Io credevo che il tuo destino fosse il cinema, in quel contesto ti vedevo proprio bene…

«Sono un grande appassionato di cinema, ma davvero a un livello malato, che in realtà poi è una lama a doppio taglio»

Cioè?

«Ti faccio un esempio banale: mi hanno proposto un sacco di volte delle cose molto grosse a livello di doppiaggio e le ho sempre rifiutate, perché mi rendo conto di quali sono i miei limiti e non vorrei mai rovinare una cosa che io amo. Non mi ritengo nemmeno un grande attore, mi piacerebbe invece tantissimo mettere in piedi una cosa da regista e sceneggiatore»

E cosa te lo impedisce?

«Il problema mio è che purtroppo sono un appassionato clamoroso di fantascienza e azione, che sono due generi che purtroppo hanno un presupposto fondamentale: o hai i soldi o non li fai.

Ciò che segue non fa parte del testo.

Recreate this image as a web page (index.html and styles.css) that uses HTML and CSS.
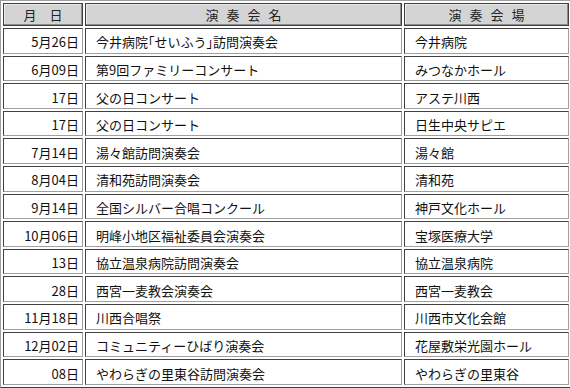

Oddio, ci sono anche dei casi dove non hai soldi e li fai, ma è un disagio assoluto»

Ti sento particolarmente entusiasta quando parli di cinema. Direi che, pistola alla testa, avendo tutta la disponibilità possibile, sceglieresti il cinema…

«Il problema è proprio lì: non ho la scelta, non c’è quella possibilità, non esiste e non esisterebbe comunque qua in Italia. La cosa drammatica di questa relazione complicata è che ho un sacco di amici che lavorano a Hollywood che mi raccontano cose pazzesche. Non dico che rosico, però si, ma in senso buono, se avessi quella possibilità io mollerei tutto domani, andrei subito, immediatamente»

Come ti vedi tra 10 anni?

«Non lo so, sono vittima di questa fantastica amica chiamata casualità da tanti anni. L’anno prossimo facciamo 10 anni da Andiamo a comandare e negli ultimi 10 anni mi è successo di tutto. Mi si sono presentate delle occasioni incredibili, ho conosciuto delle persone incredibili e non sono mai riuscito a fare una predizione di quello che sarebbe successo e tutt’oggi non riesco a farla».